Possible Solutions: - Use a more capable LLM for evaluation - Provide explicit scoring criteria in the prompt - Add few-shot examples to guide the evaluation - Run multiple evaluations and average the results - Review your prompt for clarity and potential ambiguities
# Example: Running multiple evaluations for consistency
def evaluate_with_redundancy(question, answer, context, client, evaluator, n=3):
    """Run multiple evaluations and aggregate results for more consistency"""
    results = []
    for _ in range(n):
        result = evaluator.grade(
            question=question,
            answer=answer,
            context=context,
            client=client
        )
        results.append(result)
    # For faithfulness evaluations, average overall scores
    if hasattr(results[0], 'overall_faithfulness_score'):
        avg_score = sum(r.overall_faithfulness_score for r in results) / len(results)
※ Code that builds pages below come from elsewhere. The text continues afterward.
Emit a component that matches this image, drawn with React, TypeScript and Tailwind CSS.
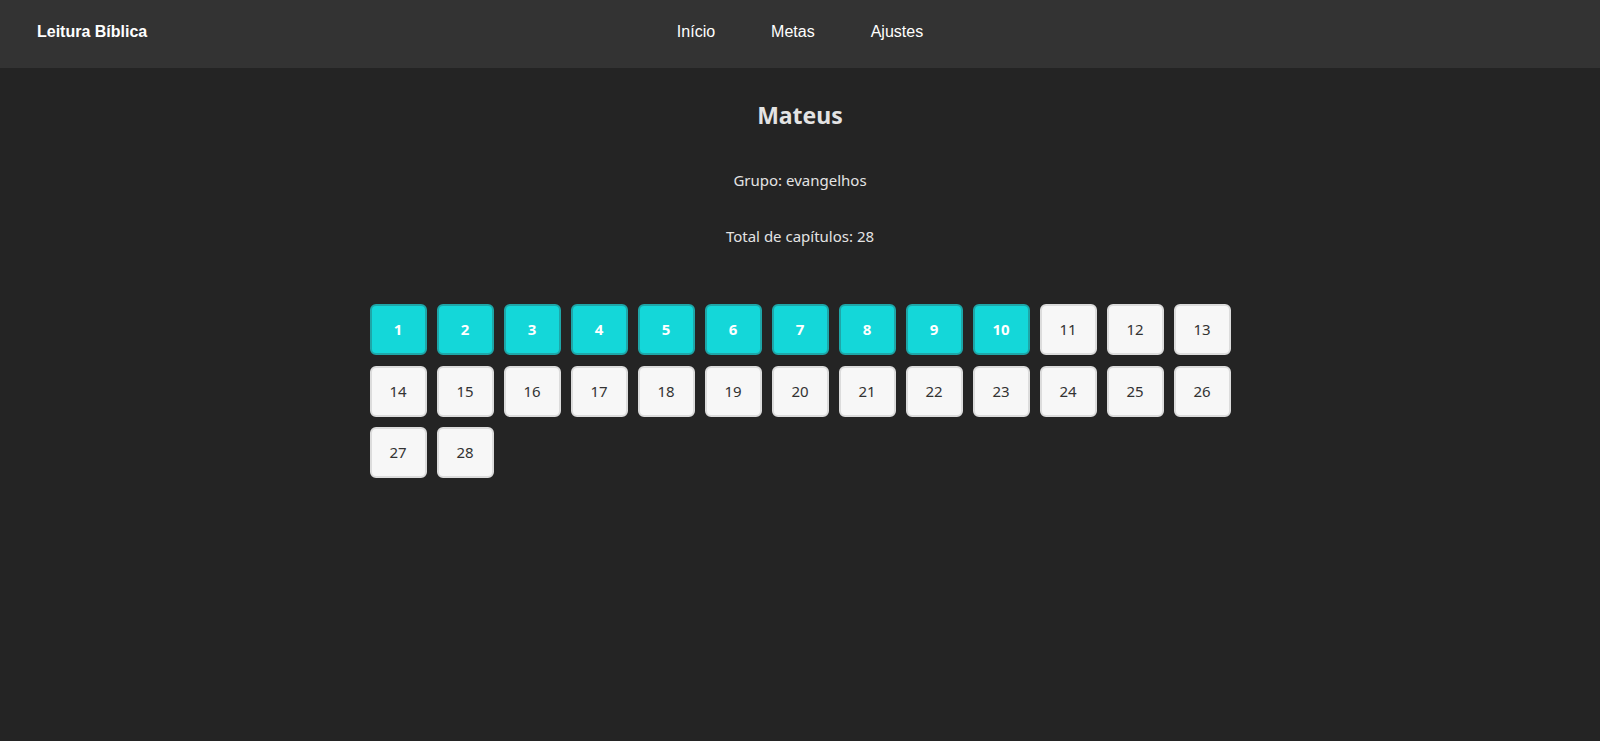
import React from "react";

const chapters = Array.from({ length: 28 }, (_, i) => i + 1);
const read = 10;

export default function App() {
  return (
    <div className="min-h-screen w-full bg-[#242424]">
      <header className="w-full bg-[#333333]">
        <div className="grid h-[68px] w-full grid-cols-[1fr_auto_1fr] items-center pb-[5px] font-['Liberation_Sans',Arial,sans-serif] text-[16px] text-white">
          <div className="pl-[37px] font-bold">Leitura Bíblica</div>
          <nav className="flex gap-[56px]">
            <span>Início</span>
            <span>Metas</span>
            <span>Ajustes</span>
          </nav>
          <div />
        </div>
      </header>
      <main className="flex w-full flex-col items-center pt-[31px] font-['Noto_Sans','Open_Sans',sans-serif] text-[#e3e3e3]">
        <h2 className="h-[32px] text-[23px] font-bold leading-[32px]">Mateus</h2>
        <p className="mt-[37px] h-[24px] text-[15px] leading-[24px]">Grupo: evangelhos</p>
        <p className="mt-[32px] h-[24px] text-[15px] leading-[24px]">Total de capítulos: 28</p>
        <div className="mt-[56px] grid grid-cols-[repeat(13,57px)] gap-x-[10px] gap-y-[10.5px]">
          {chapters.map((c) =>
            c <= read ? (
              <div
                key={c}
                className="flex h-[51px] w-[57px] items-center justify-center rounded-[6px] border-2 border-[#1ea6a8] bg-[#14d7d9] text-[15px] font-bold text-white"
              >
                {c}
              </div>
            ) : (
              <div
                key={c}
                className="flex h-[51px] w-[57px] items-center justify-center rounded-[6px] border-2 border-[#dcdcdc] bg-[#f7f7f7] text-[15px] text-[#333333]"
              >
                {c}
              </div>
            )
          )}
        </div>
      </main>
    </div>
  );
}
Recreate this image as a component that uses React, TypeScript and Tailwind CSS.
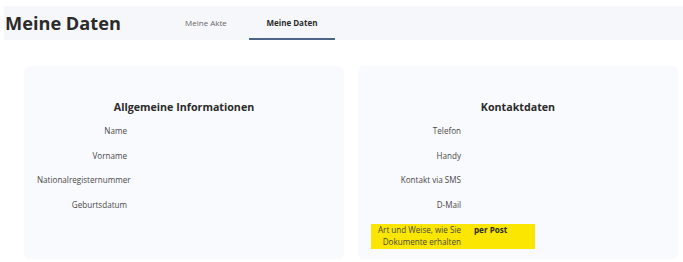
const allgemein = ["Name", "Vorname", "Nationalregisternummer", "Geburtsdatum"];
const kontakt = ["Telefon", "Handy", "Kontakt via SMS", "D-Mail"];

const Row = ({ label, value, highlight }: { label: React.ReactNode; value?: string; highlight?: boolean }) => (
  <div
    className={
      "ml-[13px] flex w-[164px] leading-[12px] " + (highlight ? "bg-[#fae600] py-[0.5px]" : "")
    }
  >
    <div className="w-[90px] shrink-0 text-right text-[#484848]">{label}</div>
    {value && <div className="pl-[13px] font-bold text-[#2b2b2b]">{value}</div>}
  </div>
);

const Card = ({ title, children }: { title: string; children: React.ReactNode }) => (
  <div className="h-[193px] rounded-[6px] bg-[#f9fafd] pt-[34px]">
    <h2 className="text-center text-[10.7px] font-bold leading-[14px] text-[#2b2b2b]">{title}</h2>
    <div className="mt-[11px] flex flex-col gap-[12.7px] text-[8.1px]">{children}</div>
  </div>
);

export default function App() {
  return (
    <div className="h-[262px] w-[683px] bg-white font-['Open_Sans',sans-serif]">
      <div className="ml-[4px] mt-[6px] flex h-[34px] items-stretch bg-[#f6f7fb]">
        <h1 className="mt-[1px] flex items-center pl-[1px] text-[18.2px] font-bold leading-none text-[#2b2b2b]">
          Meine Daten
        </h1>
        <nav className="ml-[46px] flex gap-[4px] text-[8px]">
          <div className="flex w-[78px] items-center justify-center text-[#666]">Meine Akte</div>
          <div className="flex w-[86px] items-center justify-center border-b-2 border-[#4b6584] pt-[2px] font-bold text-[#2b2b2b]">
            Meine Daten
          </div>
        </nav>
      </div>
      <div className="mt-[26px] grid grid-cols-2 gap-[14px] pl-[24px] pr-[5px]">
        <Card title="Allgemeine Informationen">
          {allgemein.map((l) => (
            <Row key={l} label={l} />
          ))}
        </Card>
        <Card title="Kontaktdaten">
          {kontakt.map((l) => (
            <Row key={l} label={l} />
          ))}
          <Row
            highlight
            label={
              <>
                Art und Weise, wie Sie
                <br />
                Dokumente erhalten
              </>
            }
            value="per Post"
          />
        </Card>
      </div>
    </div>
  );
}
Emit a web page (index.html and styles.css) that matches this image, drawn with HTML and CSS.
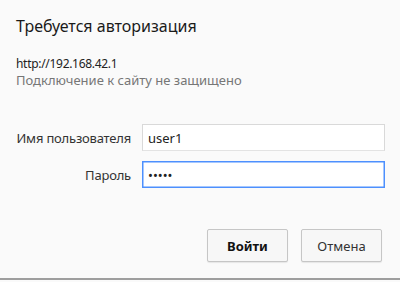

        print(f"Average Faithfulness Score: {avg_score:.2f}")
    # For precision evaluations, average across chunk scores
    elif hasattr(results[0], 'avg_score'):
        avg_score = sum(r.avg_score for r in results) / len(results)
        print(f"Average Precision Score: {avg_score:.2f}")
    return results
Performance Issues
Problem: Evaluations are too slow.
Possible Solutions:
- Use parallel processing with agrade and asyncio
- Batch evaluations when possible
- Use a faster LLM for evaluations that don't require high capability
- Optimize context size to reduce token count
- Consider using client-side caching for repeated evaluations
# Example: Parallel evaluation of multiple metrics
import asyncio
from instructor import AsyncInstructor
from rag_evals.score_faithfulness import Faithfulness
from rag_evals.score_precision import ChunkPrecision
async_client = AsyncInstructor(provider="openai/gpt-4o-mini")
async def evaluate_example(question, answer, context):
    """Run all evaluations for a single example in parallel"""
    faithfulness_task = Faithfulness.agrade(
        question=question,
        answer=answer,
        context=context,
        client=async_client
    )
    precision_task = ChunkPrecision.agrade(
        question=question,
        answer=answer,
        context=context,
        client=async_client
    )
    # Run both evaluations in parallel
    return await asyncio.gather(faithfulness_task, precision_task)
# Use with asyncio.run(evaluate_example(...))
Model-Specific Issues
GPT Models
- Ensure you're using the correct model name format (e.g., "openai/gpt-4o-mini")
- Monitor token usage to avoid unexpected costs
- Be aware of rate limits, especially with parallel evaluations
Claude Models
- Properly format the system and user messages for Claude
- Be aware of Claude's handling of structured output
- Adjust prompts to accommodate Claude's reasoning style
Local Models
- Ensure the model supports structured JSON output
- Be prepared for less consistent results with smaller models
- Consider using more explicit prompts for local models
Debugging Tips
- Inspect Raw API Responses: Look at the raw API responses to understand what the LLM is returning
- Log Intermediate Steps: Add logging to track the evaluation process
- Test With Simple Examples: Verify functionality with simple, known examples first
- Compare With Manual Evaluation: Periodically validate results against human judgments
- Check Context Processing: Verify that context is being correctly processed and enumerated
If you continue to experience issues, please check the project repository for known issues or submit a new issue with details about your problem.